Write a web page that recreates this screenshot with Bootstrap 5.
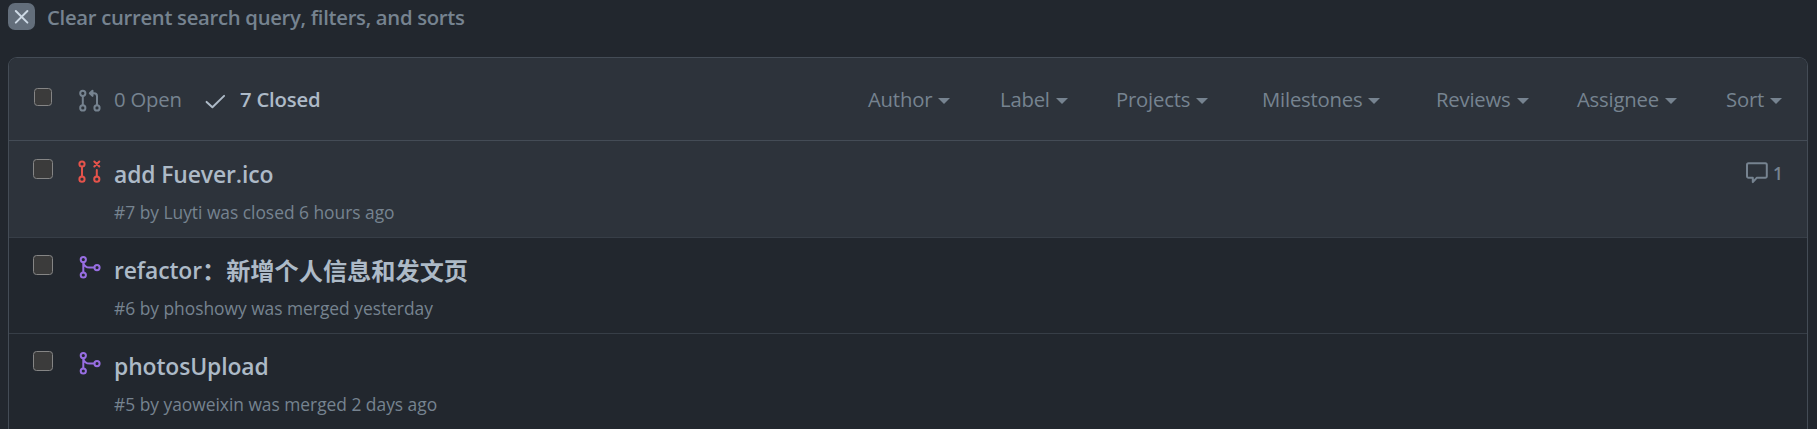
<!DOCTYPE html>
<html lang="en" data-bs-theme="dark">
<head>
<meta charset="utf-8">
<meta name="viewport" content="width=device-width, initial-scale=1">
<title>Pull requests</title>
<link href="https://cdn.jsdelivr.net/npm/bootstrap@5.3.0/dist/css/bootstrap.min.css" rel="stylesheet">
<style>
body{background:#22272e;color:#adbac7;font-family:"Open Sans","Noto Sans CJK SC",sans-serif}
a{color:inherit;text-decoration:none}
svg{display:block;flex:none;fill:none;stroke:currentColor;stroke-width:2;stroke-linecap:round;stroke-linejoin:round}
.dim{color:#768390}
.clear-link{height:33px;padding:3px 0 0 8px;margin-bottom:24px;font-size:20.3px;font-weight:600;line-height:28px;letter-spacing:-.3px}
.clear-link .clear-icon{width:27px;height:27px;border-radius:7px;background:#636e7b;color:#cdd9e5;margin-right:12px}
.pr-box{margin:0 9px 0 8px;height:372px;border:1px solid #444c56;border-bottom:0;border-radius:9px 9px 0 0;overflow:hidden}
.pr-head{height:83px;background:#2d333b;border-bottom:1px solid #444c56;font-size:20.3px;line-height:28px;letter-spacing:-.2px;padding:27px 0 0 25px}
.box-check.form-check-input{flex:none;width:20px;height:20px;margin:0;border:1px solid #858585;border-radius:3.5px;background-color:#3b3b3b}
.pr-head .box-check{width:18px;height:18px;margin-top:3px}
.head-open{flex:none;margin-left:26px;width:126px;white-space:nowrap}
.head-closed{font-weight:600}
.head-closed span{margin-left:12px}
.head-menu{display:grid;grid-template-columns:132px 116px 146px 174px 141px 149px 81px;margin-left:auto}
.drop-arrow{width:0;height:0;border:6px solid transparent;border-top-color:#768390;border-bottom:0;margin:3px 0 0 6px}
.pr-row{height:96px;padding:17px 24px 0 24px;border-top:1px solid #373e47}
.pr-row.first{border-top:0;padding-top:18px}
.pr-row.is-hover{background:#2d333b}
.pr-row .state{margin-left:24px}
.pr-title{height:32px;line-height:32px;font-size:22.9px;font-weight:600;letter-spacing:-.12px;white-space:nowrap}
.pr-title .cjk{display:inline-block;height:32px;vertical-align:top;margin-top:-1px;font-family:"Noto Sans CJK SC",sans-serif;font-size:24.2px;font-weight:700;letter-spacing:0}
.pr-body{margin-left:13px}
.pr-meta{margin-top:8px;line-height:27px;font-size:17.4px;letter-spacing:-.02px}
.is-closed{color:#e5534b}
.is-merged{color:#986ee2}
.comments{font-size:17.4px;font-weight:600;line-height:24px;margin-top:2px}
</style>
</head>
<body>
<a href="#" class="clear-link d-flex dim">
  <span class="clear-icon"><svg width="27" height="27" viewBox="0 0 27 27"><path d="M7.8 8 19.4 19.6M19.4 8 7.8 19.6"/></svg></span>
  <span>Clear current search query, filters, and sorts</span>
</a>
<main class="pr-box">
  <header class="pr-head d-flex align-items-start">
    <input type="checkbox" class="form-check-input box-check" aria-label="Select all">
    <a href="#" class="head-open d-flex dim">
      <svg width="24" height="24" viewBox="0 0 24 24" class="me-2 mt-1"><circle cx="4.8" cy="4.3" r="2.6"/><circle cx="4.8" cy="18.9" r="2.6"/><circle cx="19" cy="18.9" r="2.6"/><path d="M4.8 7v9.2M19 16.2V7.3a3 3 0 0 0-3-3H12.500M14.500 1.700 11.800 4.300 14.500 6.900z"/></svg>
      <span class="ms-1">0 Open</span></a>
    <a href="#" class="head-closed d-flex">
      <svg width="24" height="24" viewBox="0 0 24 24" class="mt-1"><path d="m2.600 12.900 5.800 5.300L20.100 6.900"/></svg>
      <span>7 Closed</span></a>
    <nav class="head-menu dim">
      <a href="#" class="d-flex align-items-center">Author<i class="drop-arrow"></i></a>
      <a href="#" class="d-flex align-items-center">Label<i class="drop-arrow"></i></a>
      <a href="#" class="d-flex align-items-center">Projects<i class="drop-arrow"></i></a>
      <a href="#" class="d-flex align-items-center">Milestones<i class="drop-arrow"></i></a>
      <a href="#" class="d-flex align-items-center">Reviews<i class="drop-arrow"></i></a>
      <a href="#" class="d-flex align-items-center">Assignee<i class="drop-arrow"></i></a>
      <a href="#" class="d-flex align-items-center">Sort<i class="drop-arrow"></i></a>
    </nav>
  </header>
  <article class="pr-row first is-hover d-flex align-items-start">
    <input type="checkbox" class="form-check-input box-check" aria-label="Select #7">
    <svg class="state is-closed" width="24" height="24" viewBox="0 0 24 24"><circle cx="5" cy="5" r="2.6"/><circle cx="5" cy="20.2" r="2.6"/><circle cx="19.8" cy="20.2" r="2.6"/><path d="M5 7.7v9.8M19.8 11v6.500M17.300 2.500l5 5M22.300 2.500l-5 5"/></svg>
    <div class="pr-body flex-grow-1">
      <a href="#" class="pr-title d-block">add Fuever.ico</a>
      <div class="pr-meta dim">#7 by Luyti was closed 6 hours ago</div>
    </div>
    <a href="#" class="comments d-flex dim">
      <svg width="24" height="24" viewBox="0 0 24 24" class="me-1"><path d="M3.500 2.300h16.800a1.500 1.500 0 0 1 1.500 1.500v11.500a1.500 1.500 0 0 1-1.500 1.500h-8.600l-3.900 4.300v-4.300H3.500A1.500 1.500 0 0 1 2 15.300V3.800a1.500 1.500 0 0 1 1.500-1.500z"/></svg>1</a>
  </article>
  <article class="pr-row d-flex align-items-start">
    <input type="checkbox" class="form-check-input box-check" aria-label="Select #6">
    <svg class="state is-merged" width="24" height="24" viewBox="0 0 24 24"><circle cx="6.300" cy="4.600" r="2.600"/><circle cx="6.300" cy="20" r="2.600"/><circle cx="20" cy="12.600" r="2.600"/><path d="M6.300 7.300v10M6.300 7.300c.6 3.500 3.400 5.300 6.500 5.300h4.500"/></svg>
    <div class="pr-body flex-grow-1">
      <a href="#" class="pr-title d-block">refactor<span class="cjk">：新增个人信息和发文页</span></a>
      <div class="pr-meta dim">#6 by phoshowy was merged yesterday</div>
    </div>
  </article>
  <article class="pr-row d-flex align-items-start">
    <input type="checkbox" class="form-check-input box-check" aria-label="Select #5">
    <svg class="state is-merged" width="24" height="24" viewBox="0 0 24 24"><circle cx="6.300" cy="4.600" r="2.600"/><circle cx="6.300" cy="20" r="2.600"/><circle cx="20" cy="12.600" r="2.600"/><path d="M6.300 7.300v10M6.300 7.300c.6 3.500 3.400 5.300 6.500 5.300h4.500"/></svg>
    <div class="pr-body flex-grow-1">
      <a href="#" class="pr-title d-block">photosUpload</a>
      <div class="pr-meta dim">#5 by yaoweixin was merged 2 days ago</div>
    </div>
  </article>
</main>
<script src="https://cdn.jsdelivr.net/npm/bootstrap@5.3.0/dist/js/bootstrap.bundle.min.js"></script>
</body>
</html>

▶ What the task requires:
Print out the material word for word, omitting the pictures.

▶ Reply to the task:
Write a web page that recreates this screenshot with Bootstrap 5.
<!DOCTYPE html>
<html lang="en" data-bs-theme="dark">
<head>
<meta charset="utf-8">
<meta name="viewport" content="width=device-width, initial-scale=1">
<title>Pull requests</title>
<link href="https://cdn.jsdelivr.net/npm/bootstrap@5.3.0/dist/css/bootstrap.min.css" rel="stylesheet">
<style>
body{background:#22272e;color:#adbac7;font-family:"Open Sans","Noto Sans CJK SC",sans-serif}
a{color:inherit;text-decoration:none}
svg{display:block;flex:none;fill:none;stroke:currentColor;stroke-width:2;stroke-linecap:round;stroke-linejoin:round}
.dim{color:#768390}
.clear-link{height:33px;padding:3px 0 0 8px;margin-bottom:24px;font-size:20.3px;font-weight:600;line-height:28px;letter-spacing:-.3px}
.clear-link .clear-icon{width:27px;height:27px;border-radius:7px;background:#636e7b;color:#cdd9e5;margin-right:12px}
.pr-box{margin:0 9px 0 8px;height:372px;border:1px solid #444c56;border-bottom:0;border-radius:9px 9px 0 0;overflow:hidden}
.pr-head{height:83px;background:#2d333b;border-bottom:1px solid #444c56;font-size:20.3px;line-height:28px;letter-spacing:-.2px;padding:27px 0 0 25px}
.box-check.form-check-input{flex:none;width:20px;height:20px;margin:0;border:1px solid #858585;border-radius:3.5px;background-color:#3b3b3b}
.pr-head .box-check{width:18px;height:18px;margin-top:3px}
.head-open{flex:none;margin-left:26px;width:126px;white-space:nowrap}
.head-closed{font-weight:600}
.head-closed span{margin-left:12px}
.head-menu{display:grid;grid-template-columns:132px 116px 146px 174px 141px 149px 81px;margin-left:auto}
.drop-arrow{width:0;height:0;border:6px solid transparent;border-top-color:#768390;border-bottom:0;margin:3px 0 0 6px}
.pr-row{height:96px;padding:17px 24px 0 24px;border-top:1px solid #373e47}
.pr-row.first{border-top:0;padding-top:18px}
.pr-row.is-hover{background:#2d333b}
.pr-row .state{margin-left:24px}
.pr-title{height:32px;line-height:32px;font-size:22.9px;font-weight:600;letter-spacing:-.12px;white-space:nowrap}
.pr-title .cjk{display:inline-block;height:32px;vertical-align:top;margin-top:-1px;font-family:"Noto Sans CJK SC",sans-serif;font-size:24.2px;font-weight:700;letter-spacing:0}
.pr-body{margin-left:13px}
.pr-meta{margin-top:8px;line-height:27px;font-size:17.4px;letter-spacing:-.02px}
.is-closed{color:#e5534b}
.is-merged{color:#986ee2}
.comments{font-size:17.4px;font-weight:600;line-height:24px;margin-top:2px}
</style>
</head>
<body>
<a href="#" class="clear-link d-flex dim">
  <span class="clear-icon"><svg width="27" height="27" viewBox="0 0 27 27"><path d="M7.8 8 19.4 19.6M19.4 8 7.8 19.6"/></svg></span>
  <span>Clear current search query, filters, and sorts</span>
</a>
<main class="pr-box">
  <header class="pr-head d-flex align-items-start">
    <input type="checkbox" class="form-check-input box-check" aria-label="Select all">
    <a href="#" class="head-open d-flex dim">
      <svg width="24" height="24" viewBox="0 0 24 24" class="me-2 mt-1"><circle cx="4.8" cy="4.3" r="2.6"/><circle cx="4.8" cy="18.9" r="2.6"/><circle cx="19" cy="18.9" r="2.6"/><path d="M4.8 7v9.2M19 16.2V7.3a3 3 0 0 0-3-3H12.500M14.500 1.700 11.800 4.300 14.500 6.900z"/></svg>
      <span class="ms-1">0 Open</span></a>
    <a href="#" class="head-closed d-flex">
      <svg width="24" height="24" viewBox="0 0 24 24" class="mt-1"><path d="m2.600 12.900 5.800 5.300L20.100 6.900"/></svg>
      <span>7 Closed</span></a>
    <nav class="head-menu dim">
      <a href="#" class="d-flex align-items-center">Author<i class="drop-arrow"></i></a>
      <a href="#" class="d-flex align-items-center">Label<i class="drop-arrow"></i></a>
      <a href="#" class="d-flex align-items-center">Projects<i class="drop-arrow"></i></a>
      <a href="#" class="d-flex align-items-center">Milestones<i class="drop-arrow"></i></a>
      <a href="#" class="d-flex align-items-center">Reviews<i class="drop-arrow"></i></a>
      <a href="#" class="d-flex align-items-center">Assignee<i class="drop-arrow"></i></a>
      <a href="#" class="d-flex align-items-center">Sort<i class="drop-arrow"></i></a>
    </nav>
  </header>
  <article class="pr-row first is-hover d-flex align-items-start">
    <input type="checkbox" class="form-check-input box-check" aria-label="Select #7">
    <svg class="state is-closed" width="24" height="24" viewBox="0 0 24 24"><circle cx="5" cy="5" r="2.6"/><circle cx="5" cy="20.2" r="2.6"/><circle cx="19.8" cy="20.2" r="2.6"/><path d="M5 7.7v9.8M19.8 11v6.500M17.300 2.500l5 5M22.300 2.500l-5 5"/></svg>
    <div class="pr-body flex-grow-1">
      <a href="#" class="pr-title d-block">add Fuever.ico</a>
      <div class="pr-meta dim">#7 by Luyti was closed 6 hours ago</div>
    </div>
    <a href="#" class="comments d-flex dim">
      <svg width="24" height="24" viewBox="0 0 24 24" class="me-1"><path d="M3.500 2.300h16.800a1.500 1.500 0 0 1 1.500 1.500v11.500a1.500 1.500 0 0 1-1.500 1.500h-8.600l-3.900 4.300v-4.300H3.500A1.500 1.500 0 0 1 2 15.300V3.800a1.500 1.500 0 0 1 1.500-1.500z"/></svg>1</a>
  </article>
  <article class="pr-row d-flex align-items-start">
    <input type="checkbox" class="form-check-input box-check" aria-label="Select #6">
    <svg class="state is-merged" width="24" height="24" viewBox="0 0 24 24"><circle cx="6.300" cy="4.600" r="2.600"/><circle cx="6.300" cy="20" r="2.600"/><circle cx="20" cy="12.600" r="2.600"/><path d="M6.300 7.300v10M6.300 7.300c.6 3.500 3.400 5.300 6.500 5.300h4.500"/></svg>
    <div class="pr-body flex-grow-1">
      <a href="#" class="pr-title d-block">refactor<span class="cjk">：新增个人信息和发文页</span></a>
      <div class="pr-meta dim">#6 by phoshowy was merged yesterday</div>
    </div>
  </article>
  <article class="pr-row d-flex align-items-start">
    <input type="checkbox" class="form-check-input box-check" aria-label="Select #5">
    <svg class="state is-merged" width="24" height="24" viewBox="0 0 24 24"><circle cx="6.300" cy="4.600" r="2.600"/><circle cx="6.300" cy="20" r="2.600"/><circle cx="20" cy="12.600" r="2.600"/><path d="M6.300 7.300v10M6.300 7.300c.6 3.500 3.400 5.300 6.500 5.300h4.500"/></svg>
    <div class="pr-body flex-grow-1">
      <a href="#" class="pr-title d-block">photosUpload</a>
      <div class="pr-meta dim">#5 by yaoweixin was merged 2 days ago</div>
    </div>
  </article>
</main>
<script src="https://cdn.jsdelivr.net/npm/bootstrap@5.3.0/dist/js/bootstrap.bundle.min.js"></script>
</body>
</html>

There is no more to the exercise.